Game Chef Review: Rage, Rage by David Miessler-Kubanek

Rage, Rage by David Miessler-Kubanek Rage, Rage is a game about the "last chance for hope in the face of futility and madness," and the game delivers by using a variety of fears, hopes, and madness-inspired mechanics to draw out high drama from the players. Reading through it, I was struck again and again by the elegance of the framing of the game, ideas that draw the reader more into the world of darkness and madness without precluding hope. I was particularly struck by the way that character generation develops a wealth of complex relationships around the table. By clearly tying the hopes and fears of my character to other characters, the game prompts me to think about my character sees others, and I can see great scenes coming out of the tensions that are established by the material. Yet, the way that the game actually works isn't quite clear to me. Each mechanic seems interesting and compelling, but after having read through the game a few times, I still don't understand how it actually works. It's as if there is a page missing that helps the players and GM understand how to move through the Chapters so that a coherent story comes together.
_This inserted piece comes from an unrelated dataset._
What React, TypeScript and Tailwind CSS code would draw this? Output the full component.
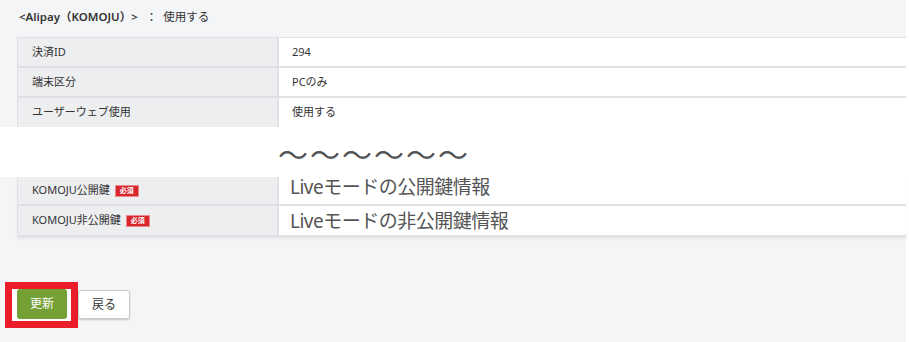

In some ways, this reads more like a way of generating a story as a one-player game than it does as a multiplayer RPG. The example setups at the end help a lot, but it's not quite enough to make sense of how it plays. Overall, I think Rage, Rage has some great elements that could be easily expanded into a full-length game book. In fact, I think the game's greatest weakness at the moment is the low word count; there's lots here to build on for future incarnations of the game.